# Problem to work on:
Leave the pictures out and retype the lines from the beginning through the line with "const MAX_DEPTH = 915;", both ends included.

◇ ◇ ◇ ◇ ◇ ◇ ◇

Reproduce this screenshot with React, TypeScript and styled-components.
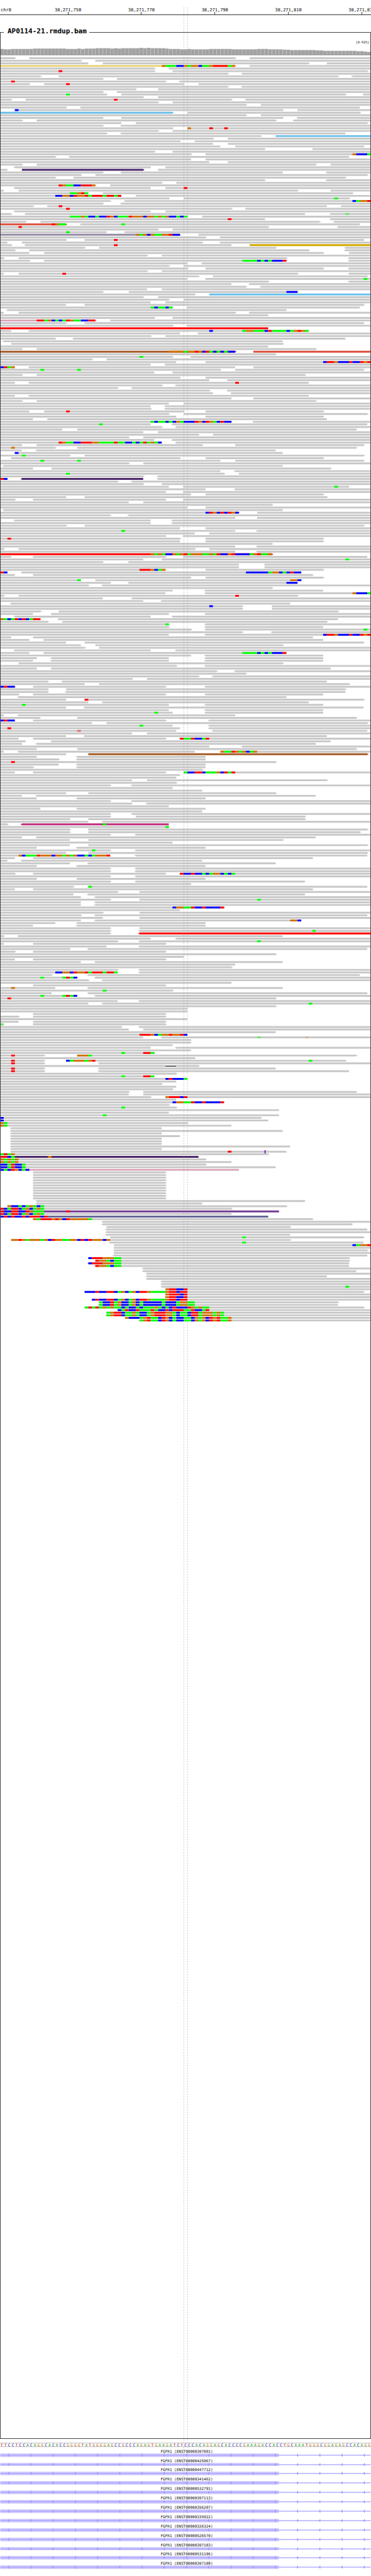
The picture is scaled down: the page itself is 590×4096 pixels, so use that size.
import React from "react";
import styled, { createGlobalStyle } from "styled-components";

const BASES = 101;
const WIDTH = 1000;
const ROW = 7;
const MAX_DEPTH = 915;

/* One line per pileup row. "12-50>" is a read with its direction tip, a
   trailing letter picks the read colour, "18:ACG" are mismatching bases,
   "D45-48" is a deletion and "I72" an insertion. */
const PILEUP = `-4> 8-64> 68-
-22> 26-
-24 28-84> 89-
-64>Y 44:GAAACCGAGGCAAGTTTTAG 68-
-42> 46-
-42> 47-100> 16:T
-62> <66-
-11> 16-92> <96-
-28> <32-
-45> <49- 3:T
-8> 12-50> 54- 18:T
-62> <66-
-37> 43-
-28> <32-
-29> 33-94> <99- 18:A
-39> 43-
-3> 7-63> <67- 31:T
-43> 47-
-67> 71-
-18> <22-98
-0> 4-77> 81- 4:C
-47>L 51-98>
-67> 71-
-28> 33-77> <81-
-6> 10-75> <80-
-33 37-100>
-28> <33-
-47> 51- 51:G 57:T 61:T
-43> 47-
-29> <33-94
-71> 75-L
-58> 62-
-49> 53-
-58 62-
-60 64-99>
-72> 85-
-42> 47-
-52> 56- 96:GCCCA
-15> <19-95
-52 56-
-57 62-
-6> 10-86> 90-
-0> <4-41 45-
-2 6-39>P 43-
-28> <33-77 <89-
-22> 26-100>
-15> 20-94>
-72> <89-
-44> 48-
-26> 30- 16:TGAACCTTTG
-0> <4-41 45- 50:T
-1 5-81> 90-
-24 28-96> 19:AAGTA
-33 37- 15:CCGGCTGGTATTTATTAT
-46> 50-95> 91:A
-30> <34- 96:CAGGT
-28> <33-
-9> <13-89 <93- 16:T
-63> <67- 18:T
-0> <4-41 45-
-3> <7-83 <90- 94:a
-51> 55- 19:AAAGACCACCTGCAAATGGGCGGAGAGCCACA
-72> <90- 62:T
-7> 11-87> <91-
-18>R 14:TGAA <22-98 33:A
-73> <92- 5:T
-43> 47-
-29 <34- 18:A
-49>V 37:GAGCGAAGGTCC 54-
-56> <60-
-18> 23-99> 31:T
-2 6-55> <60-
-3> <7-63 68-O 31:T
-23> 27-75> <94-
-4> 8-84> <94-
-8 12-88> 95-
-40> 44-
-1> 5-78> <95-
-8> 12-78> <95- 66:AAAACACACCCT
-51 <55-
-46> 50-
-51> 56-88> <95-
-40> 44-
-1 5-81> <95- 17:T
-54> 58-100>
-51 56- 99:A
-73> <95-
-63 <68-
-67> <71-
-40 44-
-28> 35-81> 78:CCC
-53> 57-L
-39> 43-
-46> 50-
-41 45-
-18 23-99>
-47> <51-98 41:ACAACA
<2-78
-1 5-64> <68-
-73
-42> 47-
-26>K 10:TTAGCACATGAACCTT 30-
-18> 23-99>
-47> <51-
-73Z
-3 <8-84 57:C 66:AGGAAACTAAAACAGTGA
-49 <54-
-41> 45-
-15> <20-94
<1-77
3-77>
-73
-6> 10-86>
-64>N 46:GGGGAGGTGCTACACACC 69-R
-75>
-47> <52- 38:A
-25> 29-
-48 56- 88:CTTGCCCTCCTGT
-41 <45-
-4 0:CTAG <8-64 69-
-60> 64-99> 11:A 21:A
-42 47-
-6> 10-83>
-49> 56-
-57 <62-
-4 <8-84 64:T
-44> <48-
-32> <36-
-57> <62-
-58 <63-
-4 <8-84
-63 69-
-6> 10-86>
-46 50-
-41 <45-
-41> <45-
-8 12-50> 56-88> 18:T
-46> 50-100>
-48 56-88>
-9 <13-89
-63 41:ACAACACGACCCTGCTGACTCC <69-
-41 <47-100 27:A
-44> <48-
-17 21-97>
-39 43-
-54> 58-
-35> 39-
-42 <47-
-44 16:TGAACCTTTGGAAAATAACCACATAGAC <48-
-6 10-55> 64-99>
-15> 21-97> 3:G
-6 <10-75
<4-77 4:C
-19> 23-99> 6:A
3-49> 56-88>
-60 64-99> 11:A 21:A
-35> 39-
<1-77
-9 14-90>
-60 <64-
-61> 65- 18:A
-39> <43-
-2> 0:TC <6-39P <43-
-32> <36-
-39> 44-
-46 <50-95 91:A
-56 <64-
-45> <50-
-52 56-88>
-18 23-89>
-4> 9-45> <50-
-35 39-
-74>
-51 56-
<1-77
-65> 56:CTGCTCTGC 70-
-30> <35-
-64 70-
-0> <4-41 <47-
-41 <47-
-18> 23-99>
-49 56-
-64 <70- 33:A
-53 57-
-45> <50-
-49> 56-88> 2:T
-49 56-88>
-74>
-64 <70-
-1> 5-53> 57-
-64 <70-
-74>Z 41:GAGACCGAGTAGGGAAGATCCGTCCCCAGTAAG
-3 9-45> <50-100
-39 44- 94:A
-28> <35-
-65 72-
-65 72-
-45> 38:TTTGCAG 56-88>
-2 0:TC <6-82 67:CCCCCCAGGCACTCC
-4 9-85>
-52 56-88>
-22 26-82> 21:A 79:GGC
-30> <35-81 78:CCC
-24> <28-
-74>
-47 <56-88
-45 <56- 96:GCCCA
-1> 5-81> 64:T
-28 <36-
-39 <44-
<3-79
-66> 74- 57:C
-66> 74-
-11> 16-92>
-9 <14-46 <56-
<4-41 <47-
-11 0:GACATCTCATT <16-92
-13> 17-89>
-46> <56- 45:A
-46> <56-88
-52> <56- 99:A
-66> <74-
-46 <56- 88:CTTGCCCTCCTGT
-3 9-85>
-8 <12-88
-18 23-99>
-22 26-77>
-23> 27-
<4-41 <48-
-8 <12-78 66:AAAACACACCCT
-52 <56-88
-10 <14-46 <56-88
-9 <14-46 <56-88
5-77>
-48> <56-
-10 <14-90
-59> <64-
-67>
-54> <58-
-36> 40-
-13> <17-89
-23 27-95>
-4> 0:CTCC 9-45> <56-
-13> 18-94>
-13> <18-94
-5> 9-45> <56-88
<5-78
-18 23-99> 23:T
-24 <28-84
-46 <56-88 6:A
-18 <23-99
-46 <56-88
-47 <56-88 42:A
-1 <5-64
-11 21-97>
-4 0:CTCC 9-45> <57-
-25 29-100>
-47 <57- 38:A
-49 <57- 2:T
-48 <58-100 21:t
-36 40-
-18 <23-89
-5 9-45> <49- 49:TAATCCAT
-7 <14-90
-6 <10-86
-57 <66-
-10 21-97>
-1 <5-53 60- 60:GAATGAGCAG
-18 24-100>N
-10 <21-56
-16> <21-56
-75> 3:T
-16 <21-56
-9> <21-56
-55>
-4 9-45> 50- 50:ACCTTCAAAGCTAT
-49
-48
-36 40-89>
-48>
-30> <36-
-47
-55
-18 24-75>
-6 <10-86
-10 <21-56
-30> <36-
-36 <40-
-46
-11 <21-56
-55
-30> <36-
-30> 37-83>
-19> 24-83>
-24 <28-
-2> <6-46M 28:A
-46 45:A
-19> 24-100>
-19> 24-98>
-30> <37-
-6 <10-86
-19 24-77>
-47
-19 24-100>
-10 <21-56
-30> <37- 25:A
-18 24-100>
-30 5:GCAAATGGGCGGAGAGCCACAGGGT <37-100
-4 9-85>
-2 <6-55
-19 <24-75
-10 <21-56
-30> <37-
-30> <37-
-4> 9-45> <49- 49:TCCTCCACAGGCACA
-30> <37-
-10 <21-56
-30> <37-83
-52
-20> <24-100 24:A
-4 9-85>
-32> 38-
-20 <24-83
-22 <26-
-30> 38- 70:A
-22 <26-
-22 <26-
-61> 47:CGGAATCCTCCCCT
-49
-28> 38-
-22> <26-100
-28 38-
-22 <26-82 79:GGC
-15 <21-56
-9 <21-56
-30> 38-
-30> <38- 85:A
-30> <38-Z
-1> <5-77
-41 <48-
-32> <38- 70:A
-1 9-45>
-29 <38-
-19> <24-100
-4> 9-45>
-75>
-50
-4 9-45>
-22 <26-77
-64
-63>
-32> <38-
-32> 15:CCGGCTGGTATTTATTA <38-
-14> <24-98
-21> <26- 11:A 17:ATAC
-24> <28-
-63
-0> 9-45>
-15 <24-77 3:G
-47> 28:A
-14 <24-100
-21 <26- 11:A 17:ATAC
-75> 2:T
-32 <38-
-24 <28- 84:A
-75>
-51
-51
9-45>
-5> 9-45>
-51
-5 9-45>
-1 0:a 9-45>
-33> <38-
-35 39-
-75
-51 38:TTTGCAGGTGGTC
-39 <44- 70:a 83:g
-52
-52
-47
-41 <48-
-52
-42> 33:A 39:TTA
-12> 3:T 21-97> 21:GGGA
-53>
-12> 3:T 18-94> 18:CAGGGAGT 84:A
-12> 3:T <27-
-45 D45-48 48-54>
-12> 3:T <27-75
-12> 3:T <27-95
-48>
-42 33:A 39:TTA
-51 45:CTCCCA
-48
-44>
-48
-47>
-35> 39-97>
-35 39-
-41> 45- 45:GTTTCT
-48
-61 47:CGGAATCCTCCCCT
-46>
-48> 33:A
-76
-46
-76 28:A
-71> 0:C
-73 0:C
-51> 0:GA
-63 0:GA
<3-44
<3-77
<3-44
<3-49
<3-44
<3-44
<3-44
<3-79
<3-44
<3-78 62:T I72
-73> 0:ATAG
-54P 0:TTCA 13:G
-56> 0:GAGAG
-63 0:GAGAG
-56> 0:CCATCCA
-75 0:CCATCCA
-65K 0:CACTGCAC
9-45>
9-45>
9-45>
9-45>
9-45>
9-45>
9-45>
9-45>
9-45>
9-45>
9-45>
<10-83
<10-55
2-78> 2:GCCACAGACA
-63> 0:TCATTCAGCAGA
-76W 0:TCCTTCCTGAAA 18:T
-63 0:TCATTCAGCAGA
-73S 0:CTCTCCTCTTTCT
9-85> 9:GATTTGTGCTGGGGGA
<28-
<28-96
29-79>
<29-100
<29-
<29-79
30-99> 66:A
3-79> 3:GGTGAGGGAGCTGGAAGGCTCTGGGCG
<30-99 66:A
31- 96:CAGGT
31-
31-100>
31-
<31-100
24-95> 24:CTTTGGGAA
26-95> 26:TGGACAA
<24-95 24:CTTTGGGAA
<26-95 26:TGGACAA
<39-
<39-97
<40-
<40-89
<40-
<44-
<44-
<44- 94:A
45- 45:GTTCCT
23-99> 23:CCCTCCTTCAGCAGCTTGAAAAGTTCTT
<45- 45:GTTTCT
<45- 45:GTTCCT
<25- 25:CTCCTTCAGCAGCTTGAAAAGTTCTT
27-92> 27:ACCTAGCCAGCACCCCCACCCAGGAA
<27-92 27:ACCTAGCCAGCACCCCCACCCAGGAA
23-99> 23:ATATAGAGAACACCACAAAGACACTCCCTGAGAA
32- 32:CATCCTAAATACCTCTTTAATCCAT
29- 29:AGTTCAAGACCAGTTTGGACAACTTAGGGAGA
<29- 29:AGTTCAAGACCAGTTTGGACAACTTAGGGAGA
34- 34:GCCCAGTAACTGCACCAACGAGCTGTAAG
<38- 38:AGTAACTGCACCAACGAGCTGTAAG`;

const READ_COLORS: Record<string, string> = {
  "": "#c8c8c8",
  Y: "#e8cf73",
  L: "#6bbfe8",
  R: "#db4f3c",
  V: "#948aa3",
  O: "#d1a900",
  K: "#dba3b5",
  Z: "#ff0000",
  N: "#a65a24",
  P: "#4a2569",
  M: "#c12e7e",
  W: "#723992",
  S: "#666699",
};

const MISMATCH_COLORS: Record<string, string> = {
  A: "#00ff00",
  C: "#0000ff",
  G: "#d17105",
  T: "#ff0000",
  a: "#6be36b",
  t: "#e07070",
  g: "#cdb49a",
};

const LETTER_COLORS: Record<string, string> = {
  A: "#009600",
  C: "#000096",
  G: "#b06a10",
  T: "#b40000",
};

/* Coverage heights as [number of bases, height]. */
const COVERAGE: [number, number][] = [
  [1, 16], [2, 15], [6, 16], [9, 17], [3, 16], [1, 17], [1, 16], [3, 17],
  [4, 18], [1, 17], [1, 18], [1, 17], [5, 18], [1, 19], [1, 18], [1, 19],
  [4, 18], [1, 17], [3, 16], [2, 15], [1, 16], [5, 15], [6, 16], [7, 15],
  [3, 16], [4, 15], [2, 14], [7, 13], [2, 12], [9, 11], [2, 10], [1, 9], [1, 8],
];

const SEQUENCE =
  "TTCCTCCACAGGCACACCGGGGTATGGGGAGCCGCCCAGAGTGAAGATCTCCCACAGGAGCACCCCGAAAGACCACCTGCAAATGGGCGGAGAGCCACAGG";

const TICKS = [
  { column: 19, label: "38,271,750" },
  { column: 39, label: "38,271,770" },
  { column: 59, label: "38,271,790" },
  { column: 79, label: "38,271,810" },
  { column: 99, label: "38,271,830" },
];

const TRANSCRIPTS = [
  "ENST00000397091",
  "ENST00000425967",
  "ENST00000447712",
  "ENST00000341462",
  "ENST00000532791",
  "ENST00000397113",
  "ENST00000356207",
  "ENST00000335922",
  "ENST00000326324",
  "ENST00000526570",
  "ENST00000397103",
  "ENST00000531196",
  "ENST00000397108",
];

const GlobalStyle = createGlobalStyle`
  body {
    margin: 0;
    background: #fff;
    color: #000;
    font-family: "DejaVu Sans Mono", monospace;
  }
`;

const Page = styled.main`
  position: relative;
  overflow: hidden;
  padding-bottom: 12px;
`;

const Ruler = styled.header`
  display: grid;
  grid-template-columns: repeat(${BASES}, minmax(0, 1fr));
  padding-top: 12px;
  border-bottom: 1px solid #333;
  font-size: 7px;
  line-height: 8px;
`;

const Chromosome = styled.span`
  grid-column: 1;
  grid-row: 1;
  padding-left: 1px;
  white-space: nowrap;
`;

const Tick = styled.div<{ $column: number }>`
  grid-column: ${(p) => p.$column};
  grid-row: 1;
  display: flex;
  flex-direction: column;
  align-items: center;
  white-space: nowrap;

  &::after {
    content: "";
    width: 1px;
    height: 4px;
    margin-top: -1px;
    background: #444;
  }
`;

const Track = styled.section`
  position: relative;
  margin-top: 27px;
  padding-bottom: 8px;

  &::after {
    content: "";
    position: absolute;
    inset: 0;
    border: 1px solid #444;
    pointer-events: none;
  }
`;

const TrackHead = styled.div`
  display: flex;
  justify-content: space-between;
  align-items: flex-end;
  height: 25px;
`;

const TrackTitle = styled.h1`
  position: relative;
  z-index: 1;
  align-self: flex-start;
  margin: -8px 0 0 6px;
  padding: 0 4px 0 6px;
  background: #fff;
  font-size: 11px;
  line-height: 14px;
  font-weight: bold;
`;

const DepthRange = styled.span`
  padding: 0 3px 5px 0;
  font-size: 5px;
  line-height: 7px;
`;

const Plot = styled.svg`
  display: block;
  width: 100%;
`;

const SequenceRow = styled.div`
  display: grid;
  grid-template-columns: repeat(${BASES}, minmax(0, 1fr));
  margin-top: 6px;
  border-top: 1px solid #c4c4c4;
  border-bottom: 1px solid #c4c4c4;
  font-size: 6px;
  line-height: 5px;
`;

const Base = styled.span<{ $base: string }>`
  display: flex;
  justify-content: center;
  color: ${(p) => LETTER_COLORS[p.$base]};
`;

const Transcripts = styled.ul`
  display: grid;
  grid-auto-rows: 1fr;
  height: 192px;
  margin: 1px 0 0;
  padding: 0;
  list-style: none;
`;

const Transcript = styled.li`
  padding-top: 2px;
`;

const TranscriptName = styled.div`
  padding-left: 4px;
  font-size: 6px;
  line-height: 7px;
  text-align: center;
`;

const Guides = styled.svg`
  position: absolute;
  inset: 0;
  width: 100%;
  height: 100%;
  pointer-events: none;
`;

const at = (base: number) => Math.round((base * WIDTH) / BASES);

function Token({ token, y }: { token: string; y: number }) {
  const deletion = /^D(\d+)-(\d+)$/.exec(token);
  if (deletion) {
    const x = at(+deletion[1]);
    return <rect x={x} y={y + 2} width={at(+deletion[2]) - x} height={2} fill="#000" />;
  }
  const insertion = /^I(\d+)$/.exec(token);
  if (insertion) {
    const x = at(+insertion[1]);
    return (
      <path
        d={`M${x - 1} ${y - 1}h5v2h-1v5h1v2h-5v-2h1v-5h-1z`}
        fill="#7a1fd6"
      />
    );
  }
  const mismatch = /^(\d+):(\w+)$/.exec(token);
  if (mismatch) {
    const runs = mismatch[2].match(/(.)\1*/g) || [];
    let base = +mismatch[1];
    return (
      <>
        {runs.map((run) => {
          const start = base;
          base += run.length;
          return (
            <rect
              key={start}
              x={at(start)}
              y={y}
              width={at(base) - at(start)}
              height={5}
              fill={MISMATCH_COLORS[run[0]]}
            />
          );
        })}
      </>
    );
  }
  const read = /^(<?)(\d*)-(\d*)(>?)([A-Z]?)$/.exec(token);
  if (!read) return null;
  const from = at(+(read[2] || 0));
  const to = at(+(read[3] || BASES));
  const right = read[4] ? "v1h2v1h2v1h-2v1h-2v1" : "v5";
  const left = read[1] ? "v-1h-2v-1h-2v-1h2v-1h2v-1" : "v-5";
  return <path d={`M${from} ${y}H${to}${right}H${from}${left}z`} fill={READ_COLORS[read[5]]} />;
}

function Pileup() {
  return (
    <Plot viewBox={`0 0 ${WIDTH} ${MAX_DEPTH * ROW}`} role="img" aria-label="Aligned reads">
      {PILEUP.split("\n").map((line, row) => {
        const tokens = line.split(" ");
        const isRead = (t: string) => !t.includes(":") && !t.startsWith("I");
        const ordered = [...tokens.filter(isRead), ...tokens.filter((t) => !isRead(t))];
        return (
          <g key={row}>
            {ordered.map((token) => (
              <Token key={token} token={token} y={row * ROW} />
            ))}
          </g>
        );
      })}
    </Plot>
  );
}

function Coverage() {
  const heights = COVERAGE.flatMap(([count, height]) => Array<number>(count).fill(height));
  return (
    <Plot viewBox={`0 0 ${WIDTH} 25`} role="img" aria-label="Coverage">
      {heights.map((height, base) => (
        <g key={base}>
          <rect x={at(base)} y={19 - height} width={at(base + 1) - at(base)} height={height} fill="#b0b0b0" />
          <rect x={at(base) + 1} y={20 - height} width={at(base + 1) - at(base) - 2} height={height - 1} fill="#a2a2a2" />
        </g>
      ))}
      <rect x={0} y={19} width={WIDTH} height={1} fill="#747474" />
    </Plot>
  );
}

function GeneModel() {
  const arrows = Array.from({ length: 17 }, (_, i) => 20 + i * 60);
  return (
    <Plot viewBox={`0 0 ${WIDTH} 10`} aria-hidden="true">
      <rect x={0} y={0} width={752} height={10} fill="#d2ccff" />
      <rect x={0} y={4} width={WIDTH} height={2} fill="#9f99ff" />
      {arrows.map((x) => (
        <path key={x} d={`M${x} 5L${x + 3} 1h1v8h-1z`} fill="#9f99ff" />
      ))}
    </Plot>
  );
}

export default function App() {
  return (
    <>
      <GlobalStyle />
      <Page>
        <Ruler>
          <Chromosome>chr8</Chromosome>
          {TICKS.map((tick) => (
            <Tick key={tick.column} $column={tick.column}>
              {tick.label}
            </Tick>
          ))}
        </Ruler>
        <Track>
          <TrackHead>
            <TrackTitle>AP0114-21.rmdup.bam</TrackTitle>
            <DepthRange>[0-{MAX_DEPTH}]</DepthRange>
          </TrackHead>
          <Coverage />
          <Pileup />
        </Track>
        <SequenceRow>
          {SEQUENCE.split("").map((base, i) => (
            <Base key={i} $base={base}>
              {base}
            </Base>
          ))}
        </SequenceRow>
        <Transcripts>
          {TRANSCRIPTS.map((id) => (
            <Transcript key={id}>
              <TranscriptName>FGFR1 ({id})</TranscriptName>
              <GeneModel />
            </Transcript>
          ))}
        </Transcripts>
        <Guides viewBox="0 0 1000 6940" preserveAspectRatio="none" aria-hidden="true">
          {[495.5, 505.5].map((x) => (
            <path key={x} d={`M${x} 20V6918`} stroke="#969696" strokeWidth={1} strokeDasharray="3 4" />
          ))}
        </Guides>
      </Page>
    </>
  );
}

◇ ◇ ◇ ◇ ◇ ◇ ◇

# The answer:
Reproduce this screenshot with React, TypeScript and styled-components.
The picture is scaled down: the page itself is 590×4096 pixels, so use that size.
import React from "react";
import styled, { createGlobalStyle } from "styled-components";

const BASES = 101;
const WIDTH = 1000;
const ROW = 7;
const MAX_DEPTH = 915;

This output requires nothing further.